Measuring Results to Optimize Safety Culture

August 11, 2009

The way we go about measuring safety doesn't simply tell us how effective our program is. It has a direct impact on actual performance. This week, I would like to focus on the impact of measurement systems on safety performance.

How Trailing Indicators Hurt the Safety Culture

Measurement of performance can have one of two effects on human behavior. It can motivate us to take positive action; or, just as easily, it can de-motivate us and cause us to withdraw or take negative action.

As we noted last week, the injury data that safety professionals have traditionally used to measure performance are trailing indicators. They identify problems and solutions only after incidents have occurred. The use of trailing indicators to measure safety generally produces a de-motivating effect. It leads to corrective actions that can be perceived by employees to be reactive. "The only time anything gets done around here is after someone gets hurt," employees think. This causes employees to develop a negative view of safety and fosters doubt about the sincerity and level of management's commitment to protecting them.

Once this approach to managing safety occurs a few times, it becomes the norm in the eyes of employees. This undermines the credibility of the safety program. Because employees feel that their safety interests are not in line with management's, when an incident occurs employees tend to take a defensive attitude stating "it wasn't my fault." Couple this with another common negative perception held by employees that investigations are exercises in blame and fault-finding. These negative perceptions encourage employees to dismiss the pursuit of new safety programs and label them as a "flavor of the month." Instead of motivating, our good intentions regarding safety become de-motivating.

Unfortunately, once they develop, these attitudes tend to become embedded in the culture of the organization. That makes them difficult to change.

Towards a Solution: Measuring "Safety" Not Injury

How do you solve this problem? The starting point is to consider our very definition of safety. Traditionally, safety has been thought of as the avoidance of incidents, accidents and injuries. But I submit that safety is actually the flip side of these things - it's the state of being safe. It's more of a behavior than an outcome.

Here's an example. When we talk about a safe driver, we generally mean somebody who has not been in an accident, has not received a speeding ticket and has low insurance rates. Although these are good outcomes, they do not necessarily define the person as a "safe" driver. These outcomes could just as easily have been accomplished as a result of luck. Conversely, otherwise "good" drivers don't necessarily become bad ones merely because they have the misfortune of getting into an accident that wasn't their fault.

The truly "safe" driver is a person who engages in safe driving behavior - who uses turn signals, checks the blind spots when changing lanes, maintains the recommended distance behind the car in front, etc.

Another example: When we measure the performance of athletes, we look at the positive rather than the negative things they accomplish.

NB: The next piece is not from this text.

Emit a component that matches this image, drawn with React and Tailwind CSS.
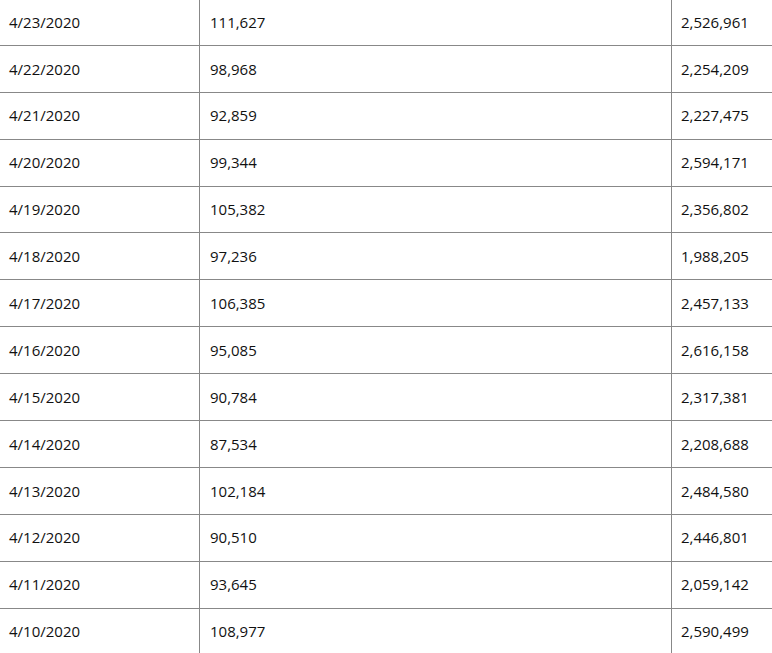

A bowler is defined not by the number of gutter balls he throws but by how many pins he knocks down. A batter in baseball is evaluated not according to how often he strikes outs but by the number of times he reaches base.

Few safety professionals would argue with the logic of this. So why, then, is safety different? Why do so many of us use (or permit our management to use) a system of measuring safety that's based on injury performance? As safety professionals, we must measure the right thing and use the right metrics. After all, if our decisions are based on faulty data, they'll lead to faulty actions.

Conclusion

The Bottom Line: If we are interested in measuring various aspects of "safety," we must begin to focus on safety performance rather than on injury performance. Next week, in Part 3 of this series, I will examine the role of feedback in safety performance and culture.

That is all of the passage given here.